Trump’s escalation of the trade dispute triggered a broad market selloff in May. But is this merited? Most companies have negligible exposure to Greater China so, why the panic? Not only should investors not worry, but they should also view this as an opportunity to buy good companies at a discount.
Following President Trump’s now famous tweets on May 5th announcing additional tariffs on Chinese goods, the U.S. stock market lost $5 trillion in stock market value through the end of May. But is this merited? Usually, when steep stock market declines occur, there is a precipitating event or series of events that drive investors to act. Typically, those events do not have an equal impact on U.S. companies even though stock market drops produce price declines across the board. Perhaps now is a good time to remind investors not to worry in the face of rising trade tensions, and even to determine if they can invest money in U.S. companies opportunistically.

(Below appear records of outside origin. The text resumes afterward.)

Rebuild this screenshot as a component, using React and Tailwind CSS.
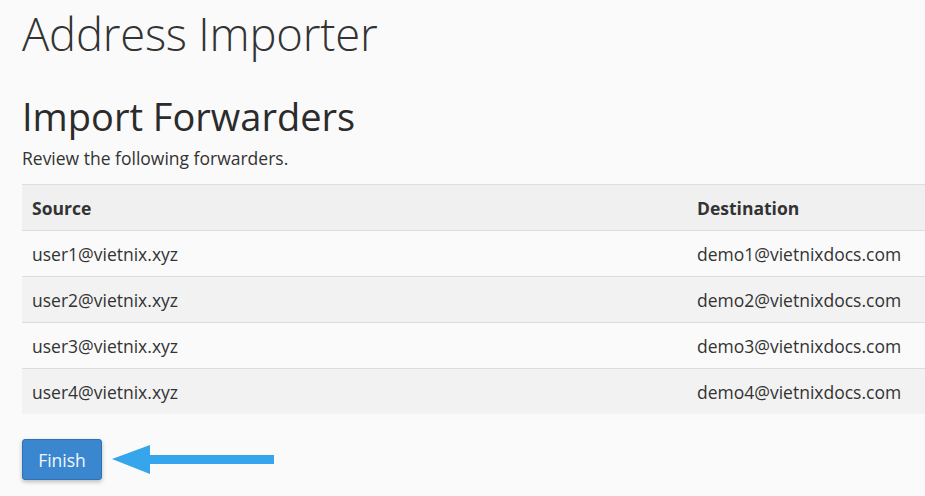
export default function App() {
  const rows = [
    ["user1@vietnix.xyz", "demo1@vietnixdocs.com"],
    ["user2@vietnix.xyz", "demo2@vietnixdocs.com"],
    ["user3@vietnix.xyz", "demo3@vietnixdocs.com"],
    ["user4@vietnix.xyz", "demo4@vietnixdocs.com"],
  ];
  return (
    <div
      className="w-[925px] h-[496px] overflow-hidden bg-[#fafafa] text-[#333] pl-[22px]"
      style={{ fontFamily: '"Open Sans", sans-serif' }}
    >
      <h1 className="text-[45.4px] font-light leading-none pt-[11px] tracking-[-0.2px]">Address Importer</h1>
      <h2 className="text-[38px] font-normal leading-none mt-[41px] text-[#2b2b2b]">Import Forwarders</h2>
      <p className="text-[17.5px] leading-[22px] mt-[12px]">Review the following forwarders.</p>
      <div className="mt-[15px] w-[910px]">
        <div className="flex h-[46px] items-center bg-[#f0f0f0] border-t border-[#ddd] font-bold text-[17.5px]">
          <div className="w-[665px] pl-[10px]">Source</div>
          <div className="pl-[10px]">Destination</div>
        </div>
        {rows.map((r, i) => (
          <div
            key={i}
            className={
              "flex h-[46px] items-center border-t border-[#ddd] text-[17.5px] " +
              (i % 2 === 1 ? "bg-[#f2f2f2]" : "bg-[#fafafa]")
            }
          >
            <div className="w-[665px] pl-[10px]">{r[0]}</div>
            <div className="pl-[10px]">{r[1]}</div>
          </div>
        ))}
      </div>
      <div className="flex items-center mt-[25px] gap-[10px]">
        <button className="w-[80px] h-[41px] bg-[#3b87cf] border border-[#2f72b3] rounded-[3px] text-[#f2f7fc] text-[17.5px] shadow-[0_2px_4px_rgba(0,0,0,0.25)]">
          Finish
        </button>
        <svg width="164" height="32" viewBox="0 0 164 32" className="ml-0">
          <polygon points="0,15 38,1 38,11 162,11 162,20 38,20 38,30" fill="#35a5ec" />
        </svg>
      </div>
    </div>
  );
}
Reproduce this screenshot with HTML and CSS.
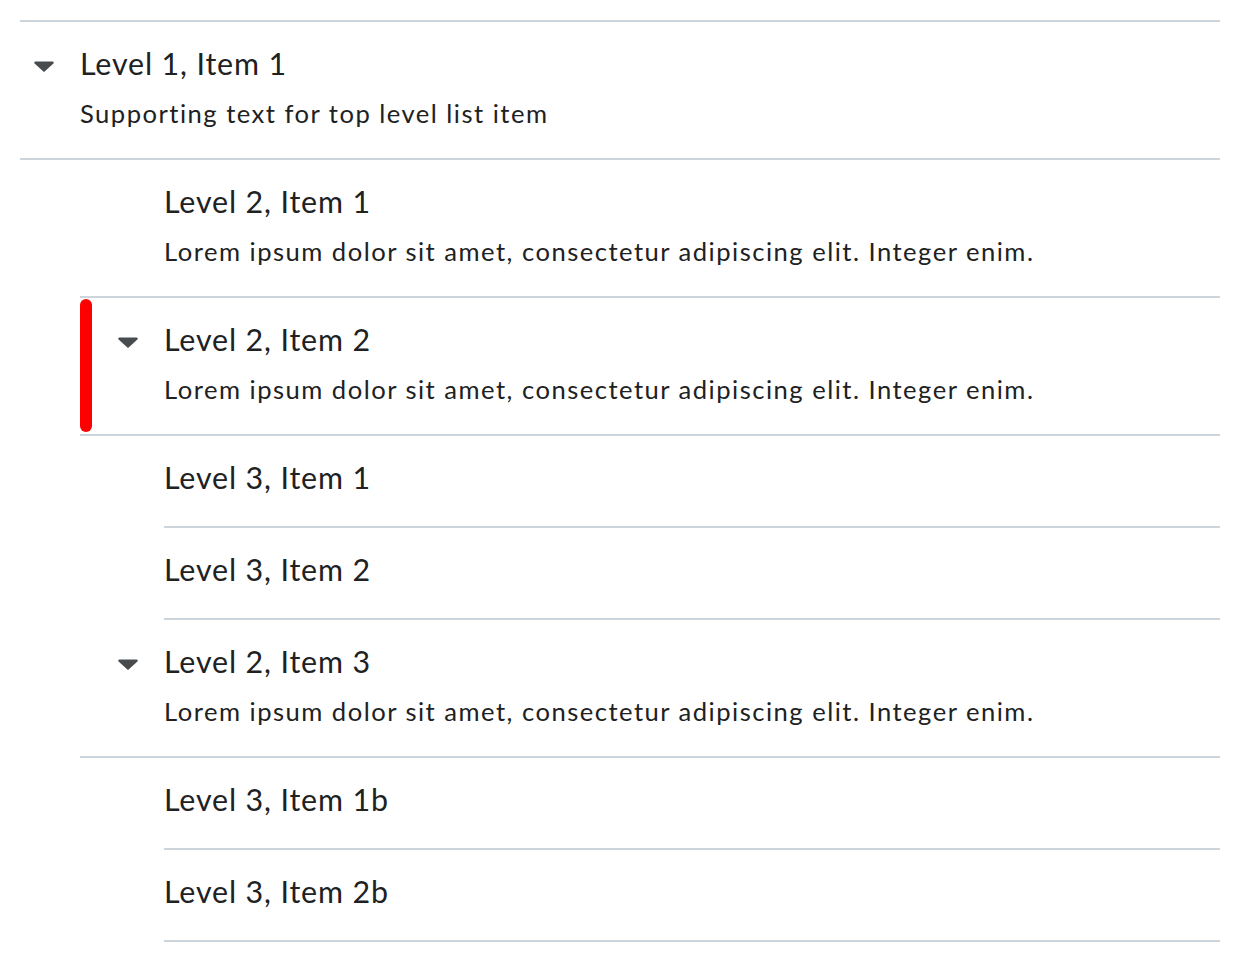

Remember the Brexit Shock?
We can take a lesson from the Brexit vote in June 2016 that shocked the world and drove global markets sharply lower. Like the escalating US-China trade tensions, it was a geopolitical macro event everyone thought possible but not probable. While everyone knew it would be a market disruptor, no one really knew for certain the magnitude of its impact on the economy or the markets. As with the current trade tensions, it cast a long shadow of uncertainty over the financial markets, and we know the markets don’t like uncertainty. So, the market punished all stocks, regardless of their actual exposure to the risks of Brexit.
But, you will recall that the stock market went on to gain nearly 12% in the second half of the year. Now, three years later amid new record highs in the market, the Brexit shock appears as nothing more than a tiny blip on the chart.
Unquestionably, the US-China trade war has the potential to wreak far more havoc on the global economy than Brexit ever could. A weakening China economy is not good for the global economy. Higher commodity prices and production costs will definitely hurt American consumers in their pocketbook. There’s no question, companies’ earnings could be impacted.
But, until Trump’s announcement, the stock market thought 25% tariffs were possible, but not probable, which is why it sold off in May. Now more uncertainty looms, which will drive volatility, so buckle your seatbelts. There’s no certainty that the market will shrug off escalating trade tensions as easily as it did with Brexit.
What’s the Real Exposure?
Thanks in large part to the dominance of index funds and automated trading, the market doesn’t discriminate when it wants to hammer stocks. However, stocks with a high level of exposure to Greater China, such as IT and semiconductors, were hit especially hard. Apple (NASDAQ: AAPL) was drilled hard for its 30% exposure. Intel (NASDAQ: INTC), Qualcomm (NASDAQ: (NASDAQ: QCOM), Micron (NASDAQ: MU), Broadcom (NASDAQ: AVGO), and NVIDIA (NASDAQ: NVDA) with around 10% exposure, felt the wrath of nervous investors.
However, surprisingly, the average revenue exposure of S&P 500 companies to Greater China is just 2%. When viewed from that perspective, the exposure is negligible. And, considering that many of the more well-managed companies will be able to make the necessary adjustments to their supply chains, any top-line earnings pressure will be temporary.
What Should Investors Do Now?
The first thing investors should do is take a breath. It’s moments like this that distinguishes rational, strategy-driven investors from the charging herd. It’s important to keep the long-term perspective in view and stay focused on your investment strategy, neither of which should change dramatically with changing market conditions. More specifically, investors should:
1) review their portfolio for revenue exposure to Greater China to determine if they own companies that could be permanently damaged by a prolonged trade war,
2) rest easy knowing that the vast majority of companies have little to no revenue exposure to China,
3) look to be opportunistic and invest in companies whose stocks have sold off without sufficient reason
Second, tune out the noise. You can be certain that the media don’t share your interests when they launch into hyperbolic fits. The only thing that matters is your long-term objectives and that you have a strategy in place to achieve them.
Don’t Worry, Be Happy
Finally, have faith in the future. Since WWII an endless string of major macro events have bombarded our economy and markets, yet the stock market has a found a way to grow 200-fold. The U.S. economy will survive this trade dispute. Good, well-managed companies will continue to grow their earnings, and the U.S. will continue to be the main driver of the global economy. But you should expect a bumpy ride along the way.